By God's command, Jeremiah had to go from nation to nation, to all the enemies of Judah. One by one, he was to present to their rulers this cup of wine and make them drink it. God tells Jeremiah that, if they refused, "You will make them drink it!" God must have given him the force of personality—or whatever he needed—to make those men take that cup and to drink the wine. Last of all, the prophet was to take it to the king of Sheshach, a code name for Babylon.
Was there a parallel in the work of Herbert W. Armstrong? Did we see God in his work? Did he go from nation to nation and tell them what would occur in the future? Last of all, will the church go to Babylon, and make its rulers to drink of that cup?
There are so many examples in the Bible of people who saw God in seemingly impossible situations. In like manner, each potential child of God is or will be called on to include God in his thinking, to see things from His perspective, to see Him in every aspect of life. Then, throughout our lives from God's calling on, we are to slowly but surely build our strength, confidence, and faith in God until we see Him in everything!

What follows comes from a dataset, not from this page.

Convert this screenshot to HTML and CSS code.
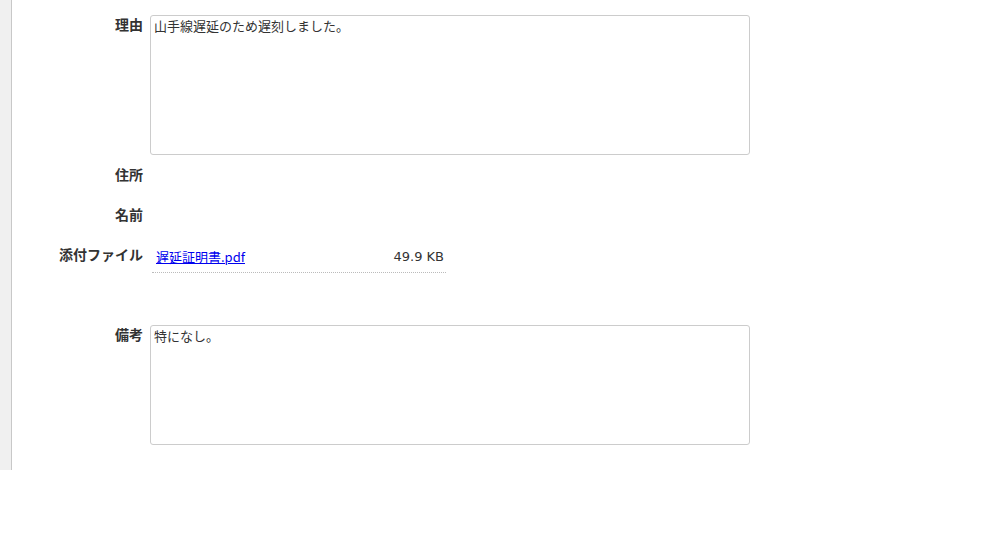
FILE: index.html
```html
<!DOCTYPE html>
<html lang="ja">
<head>
<meta charset="utf-8">
<title>詳細</title>
<link rel="stylesheet" href="styles.css">
</head>
<body>
<div class="page">
  <div class="sidebar"></div>
  <div class="content">
    <div class="row">
      <div class="label">理由</div>
      <div class="field"><textarea class="area area-tall" readonly>山手線遅延のため遅刻しました。</textarea></div>
    </div>
    <div class="row row-empty">
      <div class="label">住所</div>
      <div class="field"></div>
    </div>
    <div class="row row-empty">
      <div class="label">名前</div>
      <div class="field"></div>
    </div>
    <div class="row row-file">
      <div class="label">添付ファイル</div>
      <div class="field">
        <div class="file-item">
          <a class="file-link" href="#">遅延証明書.pdf</a>
          <span class="file-size">49.9 KB</span>
        </div>
      </div>
    </div>
    <div class="row">
      <div class="label">備考</div>
      <div class="field"><textarea class="area area-short" readonly>特になし。</textarea></div>
    </div>
  </div>
</div>
</body>
</html>
```
FILE: styles.css
```css
html, body {
  margin: 0;
  padding: 0;
  background: #ffffff;
}
body {
  font-family: "Noto Sans CJK JP", "Noto Sans", sans-serif;
  color: #333333;
  font-size: 13px;
}
.page {
  display: flex;
  align-items: stretch;
}
.sidebar {
  width: 11px;
  background: #f0f0f0;
  border-right: 1px solid #c8c8c8;
}
.content {
  padding: 15px 0 25px 0;
  display: flex;
  flex-direction: column;
  gap: 10px;
}
.row {
  display: flex;
  column-gap: 7px;
}
.label {
  width: 131px;
  text-align: right;
  font-weight: bold;
  font-size: 14px;
  line-height: 18px;
  padding-bottom: 2px;
  color: #333333;
}
.field {
  width: 600px;
}
.row-empty {
  min-height: 30px;
}
.row-file {
  margin-bottom: 42px;
}
.area {
  display: block;
  box-sizing: border-box;
  width: 600px;
  margin: 0;
  padding: 1px 3px;
  border: 1px solid #cccccc;
  border-radius: 3px;
  font-family: "Noto Sans CJK JP", "Noto Sans", sans-serif;
  font-size: 13px;
  line-height: 18px;
  color: #333333;
  background: #ffffff;
  resize: none;
  outline: none;
}
.area-tall {
  height: 140px;
}
.area-short {
  height: 120px;
}
.file-item {
  margin-left: 2px;
  width: 294px;
  box-sizing: border-box;
  padding: 2px 2px 5px 4px;
  display: flex;
  justify-content: space-between;
  border-bottom: 1px dotted #bbbbbb;
  line-height: 20px;
  font-size: 13px;
}
.file-link {
  color: #0000ee;
  text-decoration: underline;
}
.file-size {
  font-family: "DejaVu Sans", "Noto Sans CJK JP", sans-serif;
  color: #333333;
}
```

We can see God as David did. Though a mere lad, apparently, only he—out of all Israel, out of all of the fighting men—saw God. Everyone else saw the Philistine army and Goliath. David's kind of faith—his spiritual sight or insight—occurred because he spent long hours out with sheep meditating on the creation of God, seeing His power and divine nature revealed in it. It came about as the result of David knowing the scriptures and what had happened in former times, knowing that God had been working with the people of Israel, knowing that God had demonstrated His interest, His concern, His purpose for Israel. David believed those things, and when push came to shove, David saw God!
"Now My Eye Sees You"
Job is another example of a man of God who saw Him, though it took great tragedy and God's own voice to make the picture clear:
Then Job answered the Lord and said: "I know that You can do everything, and that no purpose of Yours can be withheld from You. You asked, 'Who is this who hides counsel without knowledge?' Therefore I have uttered what I did not understand, things too wonderful for me, which I did not know. Listen, please, and let me speak; You said, 'I will question you, and you shall answer Me.' I have heard of You by the hearing of the ear, but now my eye sees You. Therefore I abhor myself, and repent in dust and ashes." (Job 42:1-6)
This is the conclusion, the climax, of his long and detailed story. Now Job can see God. From the context, properly seeing God involves getting the self out of the way! As long as self was in his line of sight, Job judged God by his own perspective. Remember, we see what we want to see, what we are educated to see. So Job saw his own wisdom, his own works, and they blocked his view of God in His greatness. The carnal mind is trained to do this.
It takes great determination, discipline in study and in prayer, and meditation to break oneself of that natural, carnal mode of thinking. Even when we succeed, we have to understand that our vision of God still has to be constantly replenished—"day by day," Paul says (II Corinthians 4:16)—and upgraded, refocused, exercised, as it were, in the truth.
Job's case is particularly interesting. Job thought he knew God well, but he was painfully unaware that there was still much that he did not know. During his sufferings, he threw a great many direct challenges at God in an effort either to justify himself or to understand why he was going through this trial. Yet, God never directly answered any of Job's challenges! Instead, beginning in chapter 38, He leads Job to see his own insignificance in light of God's greatness. Most people do not realize that in the entire book Job never repents of sin. Sin is not the issue! The issue is that, despite Job's extensive knowledge of God, he did not see Him as all-powerful! He did realize that God alone puts down evil and brings to pass all of His holy will.
We can tell the real issue in the book of Job by what God says in chapters 38-41. God makes two speeches. It is not Job's self-righteousness—certainly apparent—that God addresses, but his questioning of God's justice in the governance of His creation.
When Job opens his mouth to speak in Job 42:1-6, it is to tell God that he got the point: God's purpose is all that counts! In addition, since He is God, He can bring it to pass. God has the right, the will, and the loving nature to do anything He pleases to anybody at any time—and good will result.
Do we believe that? A caution, however: A man as spiritually mature as Job did not—until the end of the book.
God's Counsel Stands
We would do well to consider Isaiah 46:8-10:
Remember this, and show yourselves men; recall to mind, O you transgressors. Remember the former things of old, for I am God, and there is no other; I am God, and there is none like Me, declaring the end from the beginning, and from ancient times things that are not yet done, saying, "My counsel shall stand, and I will do all My pleasure."
These three verses contain a general principle in which God challenges us to consider, to compare, all of the material idols, which are so easily seen, to Him. There is, really, no comparison.
Joshua says at the end of his life:
Behold, this day I am going the way of all the earth. And you know in all your hearts and in all your souls that not one thing has failed of all the good things which the Lord your God spoke concerning you. All have come to pass for you; and not one word of them has failed. (Joshua 23:14)
"Remember" is an important word within true, spiritual religion. Remembering brings back to mind what has happened in the past as evidence of what God can and will do. These verses in Isaiah say we must remember that God's counsel stands; when He says something, it is so. It happens. God gives plenty of evidence to demonstrate that He can be trusted. Seeing God and having faith is the result of recalling that God has demonstrated both Himself and His purpose in "the former things."
Isaiah 46:9 says, "Remember the former things." This is what David did. This is what Shadrach, Meshach, and Abed-Nego did. We too have to remember. However, our focus, our spiritual insight, is greatly built and reinforced through obedience to His counsel in the present and by seeing from one's own experience that His will and purpose truly do stand. Once that occurs, we can see God!